Designate areas of your house where phones are banned. Start with the dining table as an easy one and how about the sofa (slightly harder)... Do we need to check one screen while watching a movie on another?
Once your phone areas have been reduced to the kitchen while you’re making a cup of tea, then you’ll be well on the road to improving your sleep and your overall health.
Keep only the useful ones that are enhancing your lifelike music and fitness. Get rid of the dead weight that only takes up your time. This includes Facebook, Instagram, Twitter and the Gmail app.
You’ll still have access on the mobile sites but hopefully, you will be able to cut back to the point where you only check social media once or twice a day.
Switch off all notifications too, so you can ignore your phone in peace without it clamouring for your attention. Your phone is very much like a gambling machine, sucking you in with lights and noises, so minimise all of the unnecessary tones and alerts.
If your friends and family think your phone is an extension of you then maybe it’s time to change that.
Set realistic limits for yourself. Try 90 minutes a day and for no longer than 15 minutes at a time.

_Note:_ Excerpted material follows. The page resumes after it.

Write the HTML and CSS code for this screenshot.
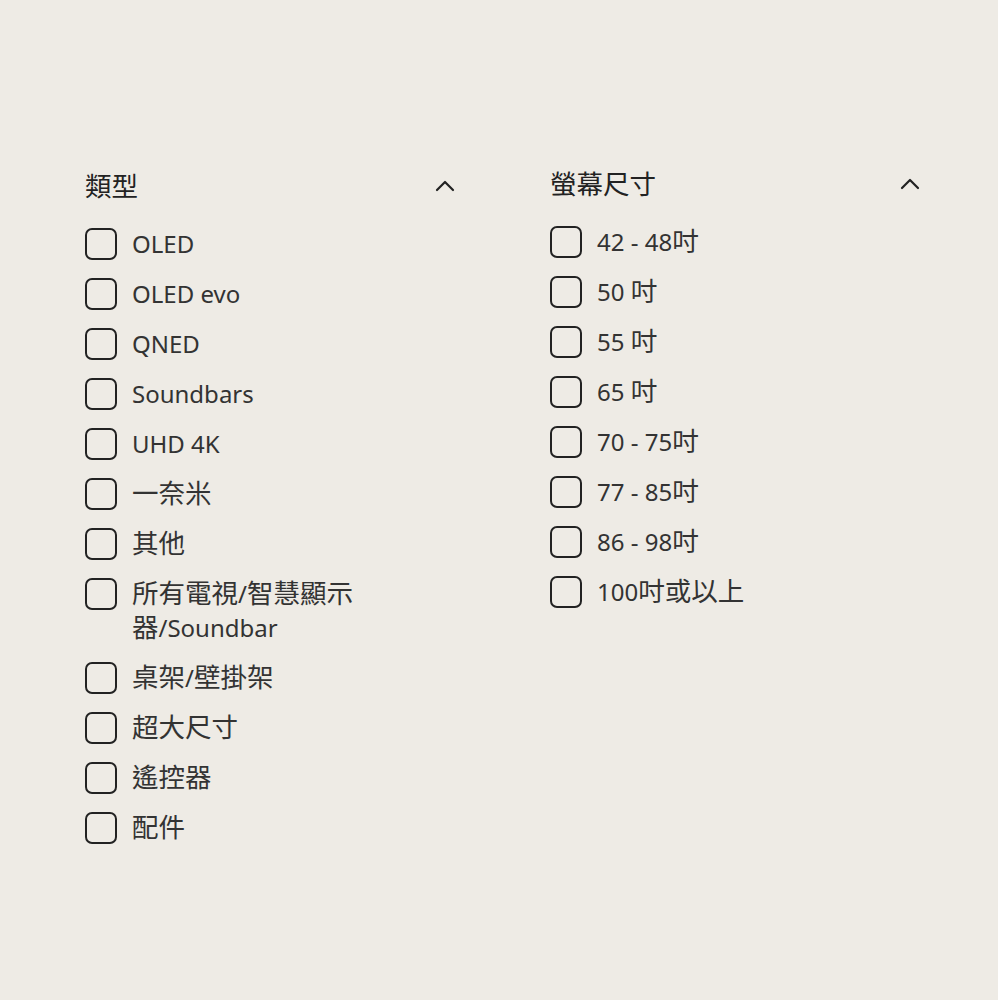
FILE: index.html
```html
<!DOCTYPE html>
<html lang="zh-Hant">
<head>
<meta charset="utf-8">
<title>Filters</title>
<link rel="stylesheet" href="styles.css">
</head>
<body>
<div class="filters">
  <section class="group group-type">
    <div class="group-head">
      <h2 class="group-title">類型</h2>
      <svg class="chev" width="20" height="12" viewBox="0 0 20 12"><path d="M2 10 L10 2 L18 10" fill="none" stroke="#222" stroke-width="2.2" stroke-linecap="round" stroke-linejoin="round"/></svg>
    </div>
    <ul class="opts">
      <li class="opt"><span class="box"></span><span class="lbl">OLED</span></li>
      <li class="opt"><span class="box"></span><span class="lbl">OLED evo</span></li>
      <li class="opt"><span class="box"></span><span class="lbl">QNED</span></li>
      <li class="opt"><span class="box"></span><span class="lbl">Soundbars</span></li>
      <li class="opt"><span class="box"></span><span class="lbl">UHD 4K</span></li>
      <li class="opt"><span class="box"></span><span class="lbl"><span class="cjk">一奈米</span></span></li>
      <li class="opt"><span class="box"></span><span class="lbl"><span class="cjk">其他</span></span></li>
      <li class="opt"><span class="box"></span><span class="lbl"><span class="cjk">所有電視</span>/<span class="cjk">智慧顯示器</span>/Soundbar</span></li>
      <li class="opt"><span class="box"></span><span class="lbl"><span class="cjk">桌架</span>/<span class="cjk">壁掛架</span></span></li>
      <li class="opt"><span class="box"></span><span class="lbl"><span class="cjk">超大尺寸</span></span></li>
      <li class="opt"><span class="box"></span><span class="lbl"><span class="cjk">遙控器</span></span></li>
      <li class="opt"><span class="box"></span><span class="lbl"><span class="cjk">配件</span></span></li>
    </ul>
  </section>
  <section class="group group-size">
    <div class="group-head">
      <h2 class="group-title">螢幕尺寸</h2>
      <svg class="chev" width="20" height="12" viewBox="0 0 20 12"><path d="M2 10 L10 2 L18 10" fill="none" stroke="#222" stroke-width="2.2" stroke-linecap="round" stroke-linejoin="round"/></svg>
    </div>
    <ul class="opts">
      <li class="opt"><span class="box"></span><span class="lbl">42 - 48<span class="cjk">吋</span></span></li>
      <li class="opt"><span class="box"></span><span class="lbl">50 <span class="cjk">吋</span></span></li>
      <li class="opt"><span class="box"></span><span class="lbl">55 <span class="cjk">吋</span></span></li>
      <li class="opt"><span class="box"></span><span class="lbl">65 <span class="cjk">吋</span></span></li>
      <li class="opt"><span class="box"></span><span class="lbl">70 - 75<span class="cjk">吋</span></span></li>
      <li class="opt"><span class="box"></span><span class="lbl">77 - 85<span class="cjk">吋</span></span></li>
      <li class="opt"><span class="box"></span><span class="lbl">86 - 98<span class="cjk">吋</span></span></li>
      <li class="opt"><span class="box"></span><span class="lbl">100<span class="cjk">吋或以上</span></span></li>
    </ul>
  </section>
</div>
</body>
</html>
```
FILE: styles.css
```css
html, body {
  margin: 0;
  padding: 0;
  background: #eeebe5;
}
body {
  font-family: "Noto Sans", "Noto Sans CJK TC", sans-serif;
  color: #333;
  width: 998px;
  height: 1000px;
}
.filters {
  display: grid;
  grid-template-columns: 372px 372px;
  column-gap: 93px;
  align-items: start;
  padding: 165px 0 0 85px;
}
.group-type {
  padding-top: 2px;
}
.group-head {
  display: flex;
  align-items: center;
  justify-content: space-between;
  height: 36px;
  padding-right: 2px;
}
.group-title {
  margin: 0;
  font-family: "Noto Sans CJK TC", sans-serif;
  font-size: 26.5px;
  font-weight: 400;
  line-height: 36px;
  color: #222;
}
.chev {
  display: block;
  margin-top: 2px;
}
.opts {
  list-style: none;
  margin: 24px 0 0 0;
  padding: 0;
  display: flex;
  flex-direction: column;
  gap: 16px;
}
.opt {
  display: flex;
  align-items: flex-start;
  gap: 15px;
}
.box {
  flex: 0 0 auto;
  width: 28px;
  height: 28px;
  border: 2px solid #222;
  border-radius: 7px;
  margin-top: 1px;
}
.lbl {
  display: block;
  font-size: 24px;
  line-height: 34px;
  max-width: 240px;
  color: #333;
}
.cjk {
  font-family: "Noto Sans CJK TC", sans-serif;
  font-size: 26.5px;
  line-height: 1;
}
```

You will not be surprised to know that there is an app for that. It’s called Moment and it helps you to track and limit your phone usage and sends you updates if you exceed your self imposed restrictions.
You can have access to your phone and yet be making perfectly healthy choices.
You leave your house and type in directions to the bush into your Maps, turn on Spotify and listen to awesome tunes, a podcast or even an audiobook. You rock up at the walking track and switch on your fitness app while you march through the forests and glades with your dog. If you lose your dog… There's an app for that.
This is just an example and not to everyone’s taste of course, but if we can cut out the mindless scrolling and the automatic social media twitching, I bet we’d all be fitter, happier and more productive.